The advent lights are a modern interpretation of traditional advent candles. As in many other Christian countries, many Swedes keep candlesticks with four candles in their homes during Advent. A new candle is lit on each of the four Sundays leading up to Christmas.

The first electric Advent lights were produced in Sweden in 1934. They generally have seven lights and are often put up a few days before Advent Sunday. They are usually taken down on twelfth night - twelve days after Christmas Day.

In the darkness of a Swedish December, many people are glad to take the chance to spread a bit of light. Indeed, partly thanks to Ikea, Swedish-style advent lights have spread around the world.

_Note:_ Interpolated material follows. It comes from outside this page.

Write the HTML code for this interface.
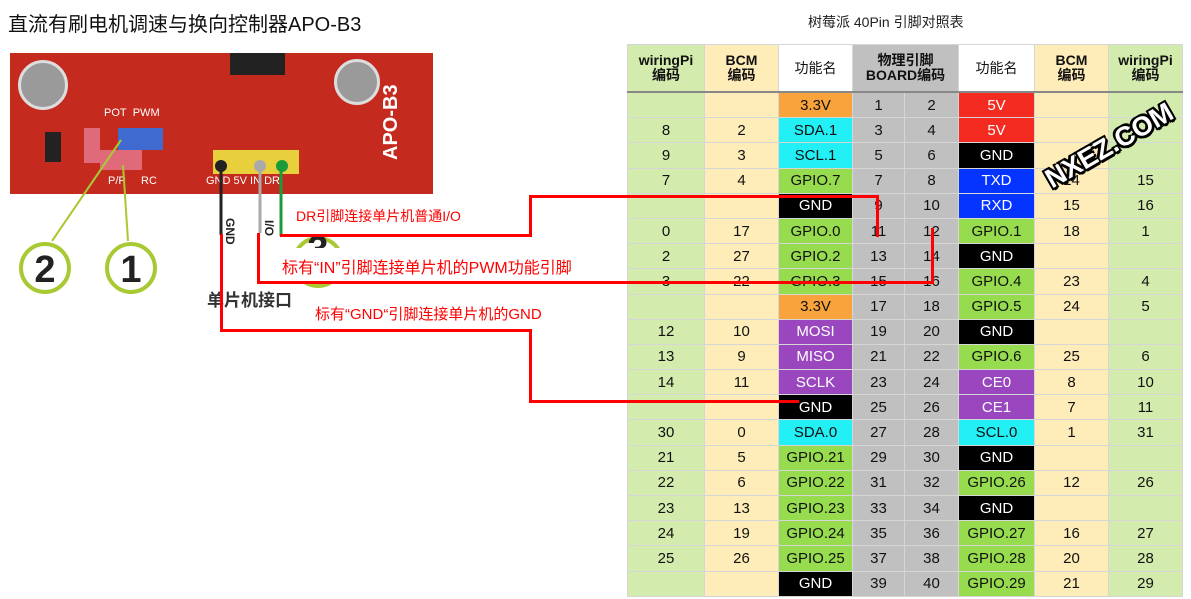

Another popular tradition is to hang a paper star in the window. Originally a German tradition, this has caught on in Sweden too. The star symbolizes the Star of Bethlehem.

Lights in windows are all very well. What about the food?

Ah yes - Advent in Sweden is a good excuse to tuck into some seasonal delicacies. The country's favourite festive beverage is glögg, a sweet, warm mulled wine flavoured with spices including cinnamon, cardamom and served with raisins and almonds. Other forms of glögg are made with spirits such as brandy or akvavit.

Glögg parties are popular in December. As well as glögg, you can expect to be served saffron buns (lussekatter) and gingerbread (pepparkakor).

Most of the food can be bought in supermarkets, but the lussekatter and pepparkakor are best bought in a good konditori - or even better, made at home. For the stronger versions of glögg you will have to brave the Systembolaget liquor monopoly stores.

Another popular way of putting on weight during Advent is the chocolate Advent calendar. Open one window per day in your calendar between Advent Sunday and Christmas Eve, and start your calorie-fest four weeks early.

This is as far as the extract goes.